A rabbi, a priest and imam walk into a bar…wait. Hold on. Do we have any rabbis in the room? Priests? Imams? No? Ok, I guess I can tell this joke. Right? Maybe?

Back in my 20s, I don’t know how many times I witnessed (or said) variations on that line, especially after I joined the military. That sense of “Yeah, we’re not supposed to say this, but hey, it’s funny, we’re drunk, let’s just make sure there’s no one here who might be bothered, then we’ll be fine.” As the grey hair in my beard multiplies at a horrifying speed, I’ve witnessed a growing culture change that increasingly looks at this sort of humour and says “Hey man, that’s not OK.” On the flip side, there’s also the counter-argument along the lines of “Free speech! Anyone who’s offended is just too sensitive! It’s just a joke, man! Chill!”

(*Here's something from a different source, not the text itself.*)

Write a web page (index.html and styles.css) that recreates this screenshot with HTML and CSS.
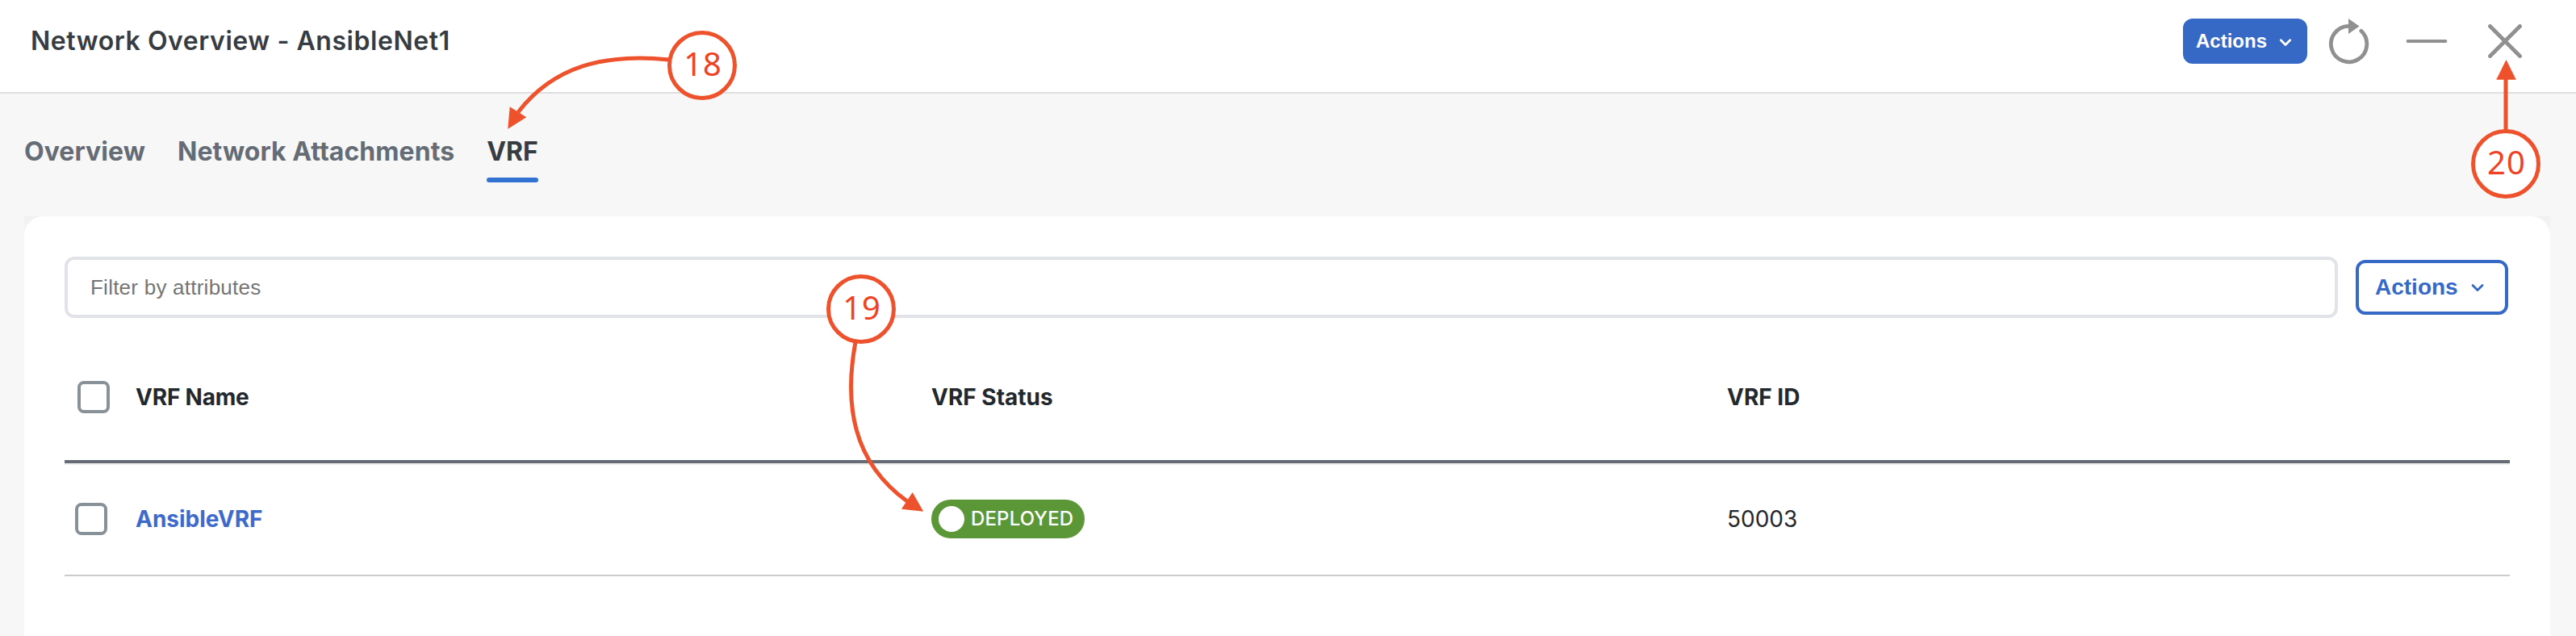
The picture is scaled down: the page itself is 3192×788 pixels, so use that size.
FILE: index.html
```html
<!DOCTYPE html>
<html lang="en">
<head>
<meta charset="utf-8">
<title>Network Overview - AnsibleNet1</title>
<link rel="stylesheet" href="styles.css">
</head>
<body>
<header class="header">
  <h1 class="title">Network Overview - AnsibleNet1</h1>
  <div class="tools">
    <button class="btn btn-primary">Actions
      <svg class="chevron" width="16" height="12" viewBox="0 0 16 12"><path d="M2.3 2.8 8 8.6 13.7 2.8"/></svg>
    </button>
    <svg class="icon refresh" width="52" height="60" viewBox="0 0 52 60">
      <path class="line" d="M41.8 18.3A22.2 22.2 0 1 1 26 12.3"/>
      <path class="solid" d="M26 3v19l13.5-9.5z"/>
    </svg>
    <svg class="icon minimize" width="52" height="6" viewBox="0 0 52 6"><path d="M2.6 3h46.8"/></svg>
    <svg class="icon close" width="42" height="42" viewBox="0 0 42 42"><path d="M2.5 2.5l37 37M39.5 2.5l-37 37"/></svg>
  </div>
</header>

<nav class="tabs">
  <a class="tab">Overview</a>
  <a class="tab">Network Attachments</a>
  <a class="tab active">VRF</a>
</nav>

<div class="card-wrap">
<main class="card">
  <div class="toolbar">
    <input class="filter" type="text" placeholder="Filter by attributes">
    <button class="btn btn-outline">Actions
      <svg class="chevron" width="18" height="12" viewBox="0 0 18 12"><path d="M3 2.5 9 8.6 15 2.5"/></svg>
    </button>
  </div>
  <div class="row head">
    <span class="check"></span>
    <span class="name-head">VRF Name</span>
    <span>VRF Status</span>
    <span>VRF ID</span>
  </div>
  <div class="row item">
    <span class="check"></span>
    <a class="link">AnsibleVRF</a>
    <span class="pill"><i class="dot"></i><span class="pill-text">DEPLOYED</span></span>
    <span>50003</span>
  </div>
</main>
</div>

<svg class="callouts" width="3192" height="788" viewBox="0 0 3192 788">
  <path class="arrow" d="M829 74C748 66 686 82 642 139"/>
  <path class="tip" d="M629.3 159.7 631.7 132.3 652.3 145.3z"/>
  <circle cx="870" cy="81" r="40.5"/>
  <text x="847.2" y="94.3">18</text>

  <path class="arrow" d="M1060 424C1046 500 1056 572 1124 621"/>
  <path class="tip" d="M1144.3 633.7 1130.7 610 1117 630.7z"/>
  <circle cx="1067" cy="383" r="40.5"/>
  <text x="1044.2" y="396">19</text>

  <path class="arrow" d="M3105 162V97"/>
  <path class="tip" d="M3105.5 74 3117.8 98.7 3093.2 98.7z"/>
  <circle cx="3105" cy="203" r="40.5"/>
  <text x="3082" y="215.7">20</text>
</svg>
</body>
</html>
```
FILE: styles.css
```css
* { box-sizing: border-box; }

body {
  margin: 0;
  height: 788px;
  overflow: hidden;
  position: relative;
  display: flex;
  flex-direction: column;
  background: #f7f7f7;
  color: #23282e;
  font-family: Inter, "Noto Sans", sans-serif;
}

.header {
  display: flex;
  align-items: center;
  justify-content: space-between;
  height: 116px;
  padding: 0 67px 12px 38px;
  background: #fff;
  border-bottom: 2px solid #dfdfdf;
}

.title {
  margin: 0;
  font-size: 32px;
  font-weight: 600;
  line-height: 40px;
  letter-spacing: 0.56px;
  color: #373c42;
}

.tools {
  display: flex;
  align-items: center;
}

.btn {
  display: flex;
  align-items: center;
  margin: 0;
  font-family: "Liberation Sans", Arial, sans-serif;
  font-weight: 700;
  border-radius: 12px;
}

.btn-primary {
  width: 154px;
  height: 56px;
  padding: 0 0 0 16px;
  gap: 15px;
  border: 0;
  background: #3669c6;
  color: #fff;
  font-size: 24px;
}

.btn-outline {
  width: 189px;
  height: 68px;
  padding: 0 0 0 20px;
  gap: 15px;
  border: 4px solid #3669c6;
  background: #fff;
  color: #3669c6;
  font-size: 28px;
}

.chevron {
  fill: none;
  stroke: currentColor;
  stroke-width: 2.8;
  stroke-linecap: round;
  stroke-linejoin: round;
}

.btn-primary .chevron { margin-top: 3px; }
.btn-outline .chevron { margin-top: 2px; }

.icon {
  fill: none;
  stroke: #909090;
  stroke-linecap: round;
}

.refresh { margin: 0 0 2px 25px; }
.refresh .line { stroke-width: 4.8; }
.refresh .solid { fill: #909090; stroke: none; }
.minimize { margin-left: 45px; stroke-width: 4; }
.close { margin-left: 50px; stroke-width: 4.8; }

.tabs {
  display: flex;
  gap: 40px;
  height: 152px;
  padding: 56px 30px 0;
}

.tab {
  height: 54px;
  font-size: 32px;
  font-weight: 700;
  line-height: 32px;
  letter-spacing: 0.05px;
  color: #656c75;
}

.tab.active {
  display: flex;
  flex-direction: column;
  justify-content: space-between;
  color: #373c42;
  letter-spacing: 0;
}

.tab.active::after {
  content: "";
  height: 6px;
  border-radius: 3px;
  background: #3272d2;
}

.card-wrap {
  flex: 1;
  margin: 0 32px 0 30px;
  background: linear-gradient(#f1f1f1, #f7f7f7 30px);
}

.card {
  height: 100%;
  padding: 50px 50px 0;
  border-radius: 24px 24px 0 0;
  background: #fff;
}

.toolbar {
  display: flex;
  align-items: center;
  justify-content: space-between;
  margin-right: 2px;
}

.filter {
  width: 2817px;
  height: 76px;
  padding: 0 28px;
  border: 4px solid #e2e3e8;
  border-radius: 12px;
  background: #fff;
  font: 26px "Liberation Sans", Arial, sans-serif;
  letter-spacing: 0.24px;
}

.filter::placeholder { color: #757575; opacity: 1; }

.row {
  display: grid;
  grid-template-columns: 88px 986px 986px 1fr;
  align-items: center;
  font-size: 28px;
  line-height: 36px;
}

.head {
  height: 180px;
  padding-top: 20px;
  border-bottom: 4px solid #656c75;
  font-weight: 700;
}

.name-head { letter-spacing: -0.2px; }

.item {
  height: 140px;
  padding-bottom: 2px;
  border-top: 2px solid #f0f0f0;
  border-bottom: 2px solid #cbcbcd;
}

.check {
  width: 40px;
  height: 40px;
  margin-left: 13px;
  border: 4px solid #889098;
  border-radius: 8px;
}

.head .check { margin-left: 16px; }

.link {
  color: #3e6acb;
  font-weight: 700;
}

.pill {
  display: flex;
  align-items: center;
  width: 190px;
  height: 48px;
  padding-left: 9px;
  gap: 8px;
  border-radius: 24px;
  background: #5c9737;
  color: #fff;
  font-size: 24px;
  font-weight: 500;
  letter-spacing: 0.15px;
}

.dot {
  width: 32px;
  height: 32px;
  border-radius: 50%;
  background: #fff;
}

.pill-text { padding-bottom: 1px; }

/* Numbered markers float above the interface */
.callouts {
  position: absolute;
  inset: 0;
  pointer-events: none;
}

.callouts circle {
  fill: #fff;
  stroke: #ee522d;
  stroke-width: 5;
}

.callouts .arrow {
  fill: none;
  stroke: #ee522d;
  stroke-width: 5;
}

.callouts .tip { fill: #ee522d; }

.callouts text {
  fill: #ef4123;
  font: 400 40px "Noto Sans", sans-serif;
  letter-spacing: 1px;
}
```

Full disclosure, I’m Canadian. For whatever that’s worth. We don’t have ‘free speech’ defined in a constitutional amendment, we have protected speech under the Charter of Rights and Freedoms. I guess the reason I bring it up is because on the various online communities I frequent, I notice that our humour and the politics around it vary quite a bit based on country…with certain countries maybe being a bit more divided than others on the subject. Also, so you understand why I spell words like colour and honour the way I do. Don’t correct me, I’m using the Queen’s English, thank you very much.

I’m also speaking from a position of privilege: I don’t make my living with comedy. I fell in love with Alan’s Star Traks stories twenty years ago, and it’s been just about that long since I started writing for the Nexus. But my audience is tiny, I make no money off this, and if someone decides to get really angry over one of my jokes…well…it’s not going to explode into a PR nightmare of Dave Cheppellian proportions.

So why do I care about whether or not a joke is in bad taste? More specifically, whether or not one of my jokes is in bad taste? I could say that the re-launch of the Nexus was an opportunity to revisit my old work and consider my old humour in a new light…but that would only be part of the story. The truth is, it’s been increasingly difficult for me to write things that I think are funny. I look back at the first few seasons of Star Traks: Silverado, and I’m struck by how carefree my writing seems compared to what I tried to do in later years. Jeffery as a BDSM submissive? No problem. T’Parief eating beloved pets? Why not. Flagrant workplace harassment and abuse? That’s funny, right? I mean, it must be, how many of our TV sitcoms are variations on the workplace harassment theme? But after being in some very unpleasant workplaces, some of this just doesn’t seem funny to me anymore. It was years after I left a certain workplace before I could go back and turn their Quality Assurance department into a certain race of anal-retentive villains and laugh about it. Even today, there is a certain former superior officer who has really poisoned how I view, shall we say, unprofessional behaviour in the workplace. And that certainly has impacted my ability to write Traks.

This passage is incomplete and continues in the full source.